3. Thermal Bridging: Many people know already Wood and steel are very good conductors of Electricity, they are also good conductors of Thermal energy. Meaning if you have a wall stud that is in contact with the cold outside and the other face of it is touching the warm area inside, you are losing heat to the outside and gaining cold on the inside. This effect can be seen on the exterior walls or roof of a standard building during a cold morning after frost has accumulated on the building. Often you can see the outline of the wall studs or rafters clearly as these areas have melted the frost first because of the heat loss through the rafter/stud. There are a couple of different ways to reduce thermal transfer of energy through the structural components of a house. One widely accepted method is Stress Skin Panels, or foam insulation sandwiched between 2 layers of plywood, then hung on the house’s frame. This method poses serious problems in the water sealing aspect; typically, the foam is petroleum based, and has structural ramifications also. The method we prefer is the double stud wall method, composes of two exterior walls separated by a 4″ space between them. Both walls and the space are then filled with Dry Dense pack insulation made from recycled paper. The thermal bringing effect is eliminated.
4. Insulation: The double wall system once filled with cellulose gives us r-45 walls and r-70+ roofs. This one is simple: the more insulation the less energy needed to keep the building warm. Triple glazed windows are often also used to mitigate some of the heat loss through them. The windows are still however the weak point in the envelope, with the best ones on the market at only r-5, so careful design is needed to minimize their effective energy losses.
5. Heating/cooling systems: These houses need very little supplemental heat, in fact if you take it a little further and go to passive house levels they need none. In passive houses the heat from the appliances, sun, and occupants are enough to keep the buildings at 67 deg. without an additional heat source. The associated costs and accompanying size and design limitations to get from net zero to passive house however can be a deal breaker, so we believe“net Zero” is the standard that every new house can be easily built to. Since net zero supplemental heating needs are so small, simple electric baseboard and air source electric heat pumps are used. The heat pumps also have A/C built in, and are 3 times more efficient than simple electric heat in KW used /BTU produced as they simply collect and condense heat from the outside environment, rather than create heat. Ground source heat pumps can also be used (Geothermal), but in our climate, they have been proven to be less effective for heating than the air source when installation costs are factored. Our homes hot water is produced with electricity only by a combination of on demand tank less electric water heaters and heat pump hot water heaters. So, as you can see there is no need for oil, wood, coal, or propane, all of which have health and environmental impacts when burned, and high costs. All you must do is look to the sun for your energy needs.

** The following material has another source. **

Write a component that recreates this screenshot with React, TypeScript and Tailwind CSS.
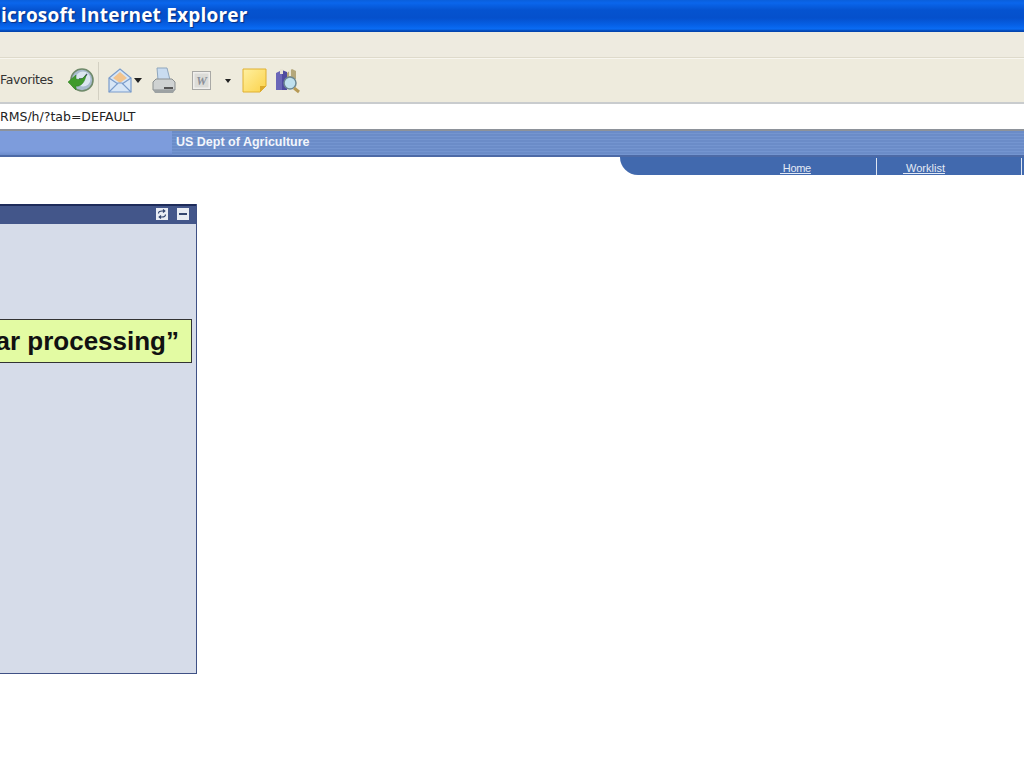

6. Ventilation: Since our houses are so tight they do not “breath” on their own. We use air to air exchange systems to control air quality. These systems draw fresh cold air from the outside and suck stale hot air from the inside. The two are passed by each other in a heat exchanger and the heat is extracted from the stale air and passed to the fresh air before it enters the building. These systems can recover 95%+ of the heat energy. So, you get fresh air without losing much heat. Some additional features you can get are HEPA filters, dehumidifiers, and humidifiers, which will make your indoor air cleaner than outdoor air. In most standard homes the air quality inside the home is 7 times worse than outdoor air, not so in net zero homes, as indoor air is actually cleaner than outside air. All that with very little heat loss! We also use passive air ventilation systems where practical in some models.
7. Power Generation. Two components are needed for this phase, Photo voltaic solar panels and a Net Metering grid tied power system. We primarily use PV electric panels, as they have gotten very efficient and much cheaper in the last few years. The Wheaton house has 20 panels to generate all the energy needed to heat and power the house for the year. These solar systems have dashboards so you can see your daily use and generation rates, on your smart phone or computer.
With Net Meters, gone are the days of massive costly battery banks taking up an entire room in the house. The Electric supplier installs a split meter outside the building instead of the single model meter found on most homes. The bottom half of the meter acts the same as a standard meter would, any power you use from the grid is accounted for on this meter. The top half of the split meter tracks any excess power sent to the grid that the house didn’t immediately use upon generation. At the end of the month your bill is the “NET” difference between the two meters. In the summer when the heating needs are minimal and the sun is high in the sky for a long period, the home makes surplus energy which is sent to the grid for your neighbors to use. In the winter when the sun is lower in the sky for a shorter time-period and the house is using energy for heating, the additional power needed is pulled from the grid. These homes are designed and built so at the end of the billing year the “Net” difference between the two meters is “zero” $.